Structure of Turbulent Channel Flow Perturbed by a Wall-Mounted Cylindrical Element

Abstract

The current study reports structural modifications imposed in fully developed, turbulent channel flow by an isolated wall-mounted circular cylinder. The cylinder extended into the logarithmic layer of the flow, perturbing the larger flow scales that embody a significant fraction of the turbulent kinetic energy and Reynolds shear stress. Hot-wire measurements were made in the wake of the wall-mounted circular cylinder at multiple wall-normal and streamwise positions. Besides observing the expected mean velocity deficit in the wake of the cylinder, a secondary peak in streamwise Reynolds normal stress away from the wall was observed, coupled with suppression of the near-wall peak native to the incoming unperturbed, turbulent flow. These observations are similar to those made by Ryan et al. (“Effects of Simple Wall-Mounted Cylinder Arrangements on a Turbulent Boundary Layer,” AIAA Journal, Vol. 49, No. 10, 2011, pp. 2210–2220) for a wall-mounted cylinder protruding into the logarithmic layer of a turbulent boundary layer. Premultiplied velocity spectra elaborated on these energy modifications, specifically the occurrence of two distinct energy peaks at two-thirds of the cylinder height and an attenuation of energy associated with larger flow scales close to the wall.

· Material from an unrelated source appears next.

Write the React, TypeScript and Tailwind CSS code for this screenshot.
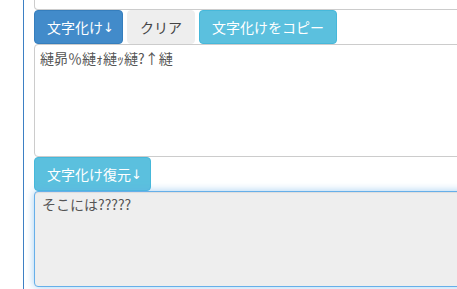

All of these perturbations were found to decay with streamwise distance downstream as the flow relaxed toward the unperturbed state. A clear persistence of the structures at the aforementioned peak at two-thirds cylinder height, similar in scale to the very large-scale motions in canonical wall turbulence, suggests an environment preferring structures of such scale. The influence of the cylinder aspect ratio on the characteristics of the perturbed flow is evaluated, and a distinction in wake structure is identified.